We have a music website where we import our artists' Twitter, Instagram and Facebook feeds using the Feeds module. This creates tens of thousands of nodes which all end up in the Boost Crawler queue. However, those nodes are only displayed via Views and don't have node pages of their own (thanks to Rabbit Hole).

It would be nice if we could exclude all such nodes from Boost crawling. Perhaps it makes sense to introduce a setting which would allow to include/exclude nodes based on the content type.

Comments

Anonymous’s picture

There is a setting on the front page of the boost configuration that enables the exclusion of files. Depends on the urls

The "crawler" is not really a spider, but generates a cached page in the queue on detection of changed content, you plug in a module with frequent updates and it's going to do that. Probably better to turn off the crawler and set low boost and cron times, and select the remove stale files from cache option on cron runs. Boost isn't really designed for the situation where you get a large amount of changing content from something like Facebook, the better option would probably be to iframe the facebook content so the page is statically correct, which the new content is up to date, or to limit the content to specific excluded pages.

jamix’s picture

Status: Active » Closed (works as designed)

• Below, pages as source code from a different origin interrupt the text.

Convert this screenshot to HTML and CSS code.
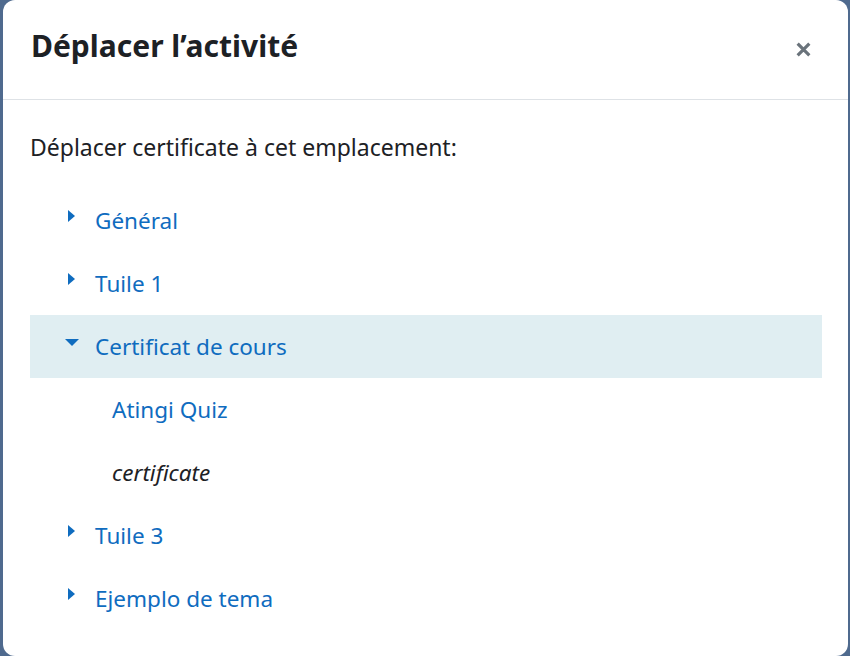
FILE: index.html
```html
<!doctype html>
<html lang="fr">

<head>
    <title>Déplacer l’activité</title>
    <meta charset="utf-8" />
    <meta name="viewport" content="width=device-width, initial-scale=1.0" />
    <link rel="stylesheet" href="styles.css">
</head>

<body>
    <div class="modal">
        <div class="modal-header">
            <h2 class="modal-title">Déplacer l’activité</h2>
            <button class="close" aria-label="Fermer">
                <svg width="17" height="17" viewBox="0 0 16 16">
                    <path d="M2.5 2.5 L13.5 13.5 M13.5 2.5 L2.5 13.5" stroke="currentColor" stroke-width="3" stroke-linecap="butt" />
                </svg>
            </button>
        </div>

        <div class="modal-body">
            <p class="intro">Déplacer certificate à cet emplacement:</p>

            <ul class="tree">
                <li class="node">
                    <span class="caret right"></span>
                    <a href="#">Général</a>
                </li>
                <li class="node">
                    <span class="caret right"></span>
                    <a href="#">Tuile 1</a>
                </li>
                <li class="node current">
                    <span class="caret down"></span>
                    <a href="#">Certificat de cours</a>
                </li>
                <li class="node child">
                    <a href="#">Atingi Quiz</a>
                </li>
                <li class="node child">
                    <em>certificate</em>
                </li>
                <li class="node">
                    <span class="caret right"></span>
                    <a href="#">Tuile 3</a>
                </li>
                <li class="node">
                    <span class="caret right"></span>
                    <a href="#">Ejemplo de tema</a>
                </li>
            </ul>
        </div>
    </div>
</body>

</html>
```

FILE: styles.css
```css
html,
body {
    margin: 0;
    height: 100%;
}

body {
    font-family: "Noto Sans", sans-serif;
    background-color: #4f6a8e;
    color: #1d2125;
    padding: 0 2px 0 3px;
    box-sizing: border-box;
    overflow: hidden;
}

.modal {
    background-color: #fff;
    height: 656px;
    border-radius: 12px;
}

.modal-header {
    display: flex;
    align-items: center;
    justify-content: space-between;
    height: 100px;
    padding: 0 36px 0 28px;
    border-bottom: 1px solid #dee2e6;
    box-sizing: border-box;
}

.modal-title {
    margin: 0;
    font-size: 30px;
    font-weight: bold;
    padding-bottom: 8px;
}

.close {
    background: none;
    border: none;
    padding: 0;
    color: #6a737b;
    cursor: pointer;
    display: flex;
}

.modal-body {
    padding: 0 26px 0 27px;
}

.intro {
    margin: 0;
    padding: 31px 0 0;
    font-size: 23px;
    line-height: 32px;
}

.tree {
    list-style: none;
    margin: 0;
    padding: 26px 0 0;
}

.node {
    display: flex;
    align-items: center;
    height: 63px;
    padding-left: 34px;
    font-size: 22.5px;
}

.node a {
    color: #0f6cbf;
    text-decoration: none;
}

.node.current {
    background-color: #e0eef2;
}

.node.child {
    padding-left: 82px;
}

.caret {
    width: 16px;
    margin-right: 15px;
    height: 22px;
    position: relative;
}

.caret.right::before {
    content: "";
    position: absolute;
    left: 4px;
    top: 0;
    border-left: 7px solid #0f6cbf;
    border-top: 6px solid transparent;
    border-bottom: 6px solid transparent;
}

.caret.down::before {
    content: "";
    position: absolute;
    left: 1px;
    top: 3px;
    border-top: 7px solid #0f6cbf;
    border-left: 7px solid transparent;
    border-right: 7px solid transparent;
}
```
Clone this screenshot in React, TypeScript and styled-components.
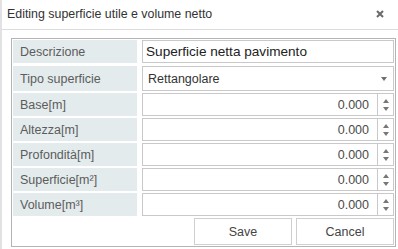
import styled, { createGlobalStyle } from "styled-components";

const GlobalStyle = createGlobalStyle`
  html, body {
    margin: 0;
    padding: 0;
    background: #ffffff;
  }
  body {
    font-family: "Liberation Sans", Arial, sans-serif;
  }
`;

const fields = [
  { label: "Base[m]", value: "0.000" },
  { label: "Altezza[m]", value: "0.000" },
  { label: "Profondità[m]", value: "0.000" },
  { label: "Superficie[m²]", value: "0.000" },
  { label: "Volume[m³]", value: "0.000" },
];

const App = () => {
  return (
    <>
      <GlobalStyle />
      <Dialog>
        <TitleBar>
          <Title>Editing superficie utile e volume netto</Title>
          <CloseButton>
            <svg width="8" height="8" viewBox="0 0 8 8">
              <path d="M1 1L7 7M7 1L1 7" stroke="#6a6a6a" strokeWidth="2" />
            </svg>
          </CloseButton>
        </TitleBar>

        <Panel>
          <Form>
            <Label>Descrizione</Label>
            <TextBox>Superficie netta pavimento</TextBox>

            <Label $tall>Tipo superficie</Label>
            <Select>
              <span>Rettangolare</span>
              <Caret />
            </Select>

            {fields.map((f) => (
              <Row key={f.label}>
                <Label>{f.label}</Label>
                <NumberField>
                  <NumberValue>{f.value}</NumberValue>
                  <Spinner>
                    <ArrowUp />
                    <ArrowDown />
                  </Spinner>
                </NumberField>
              </Row>
            ))}
          </Form>

          <Footer>
            <Button>Save</Button>
            <Button>Cancel</Button>
          </Footer>
        </Panel>
      </Dialog>
    </>
  );
};

const Dialog = styled.div`
  width: 398px;
  height: 249px;
  box-sizing: border-box;
  border-left: 2px solid #e2e2e2;
  background: #fff;
  overflow: hidden;
`;

const TitleBar = styled.div`
  height: 30px;
  box-sizing: border-box;
  border-bottom: 1px solid #dcdcdc;
  margin-left: -2px;
  padding: 0 14px 0 7px;
  display: flex;
  align-items: center;
  justify-content: space-between;
`;

const Title = styled.div`
  font-size: 12.4px;
  color: #333;
  padding-bottom: 1px;
`;

const CloseButton = styled.div`
  display: flex;
  align-items: center;
  margin-top: -2px;
`;

const Panel = styled.div`
  margin: 8px 2px 0 9px;
  border: 1px solid #b4b4b4;
  padding: 1px 1px 1px 1px;
  display: flex;
  flex-direction: column;
`;

const Form = styled.div`
  display: grid;
  grid-template-columns: 124px 1fr;
  column-gap: 5px;
  grid-template-rows: 23px 26px repeat(5, 23px);
  row-gap: 2px;
`;

const Row = styled.div`
  display: contents;
`;

const Label = styled.div<{ $tall?: boolean }>`
  background: #e3ebec;
  color: #5c5c5c;
  font-size: 12.5px;
  padding-left: 7px;
  display: flex;
  align-items: center;
  margin-top: ${(p) => (p.$tall ? "1px" : "0")};
`;

const Box = styled.div`
  box-sizing: border-box;
  border: 1px solid #c9c9c9;
  background: #fff;
  display: flex;
  align-items: center;
`;

const TextBox = styled(Box)`
  font-size: 13.6px;
  color: #222;
  padding-left: 3px;
`;

const Select = styled(Box)`
  margin-top: 1px;
  justify-content: space-between;
  font-size: 12.5px;
  color: #333;
  padding: 0 6px 0 5px;
`;

const Caret = styled.span`
  width: 0;
  height: 0;
  border-left: 3.5px solid transparent;
  border-right: 3.5px solid transparent;
  border-top: 4px solid #6e6e6e;
`;

const NumberField = styled.div`
  display: flex;
`;

const NumberValue = styled(Box)`
  flex: 1;
  justify-content: flex-end;
  padding-right: 8px;
  font-size: 12.5px;
  color: #4a4a4a;
`;

const Spinner = styled(Box)`
  width: 17px;
  margin-left: -1px;
  flex-direction: column;
  justify-content: center;
  gap: 4px;
`;

const ArrowUp = styled.span`
  width: 0;
  height: 0;
  border-left: 3.5px solid transparent;
  border-right: 3.5px solid transparent;
  border-bottom: 4px solid #777;
`;

const ArrowDown = styled.span`
  width: 0;
  height: 0;
  border-left: 3.5px solid transparent;
  border-right: 3.5px solid transparent;
  border-top: 4px solid #777;
`;

const Footer = styled.div`
  display: flex;
  justify-content: flex-end;
  gap: 4px;
  margin-top: 2px;
`;

const Button = styled.div`
  width: 98px;
  height: 27px;
  box-sizing: border-box;
  border: 1px solid #cfcfcf;
  background: #fff;
  font-size: 12.5px;
  color: #444;
  display: flex;
  align-items: center;
  justify-content: center;
`;

export default App;
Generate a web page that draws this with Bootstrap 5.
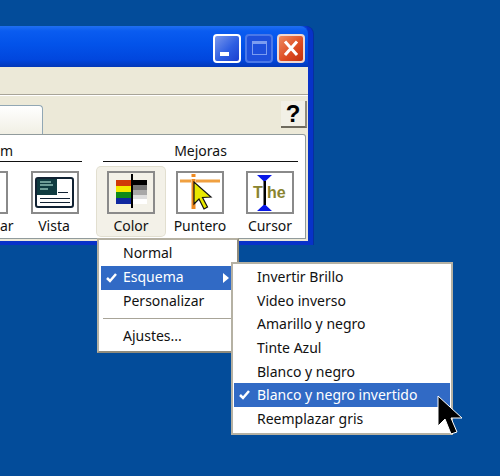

Thanks. We ultimately solved this on the Expire level by implementing hook_expire_cache_alter(). The hook implementation skips cache expiration for the node pages that have been disabled through Rabbit Hole:

/**
 * Implements hook_expire_cache_alter().
 */
function mymodule_expire_cache_alter(&$expire, $node, $paths) {
  // Do not expire node pages that have been disabled with Rabbit Hole.
  if (module_exists('rabbit_hole') && rabbit_hole_get_action('node', $node) != RABBIT_HOLE_DISPLAY_CONTENT) {
    $expire = array();
  }
}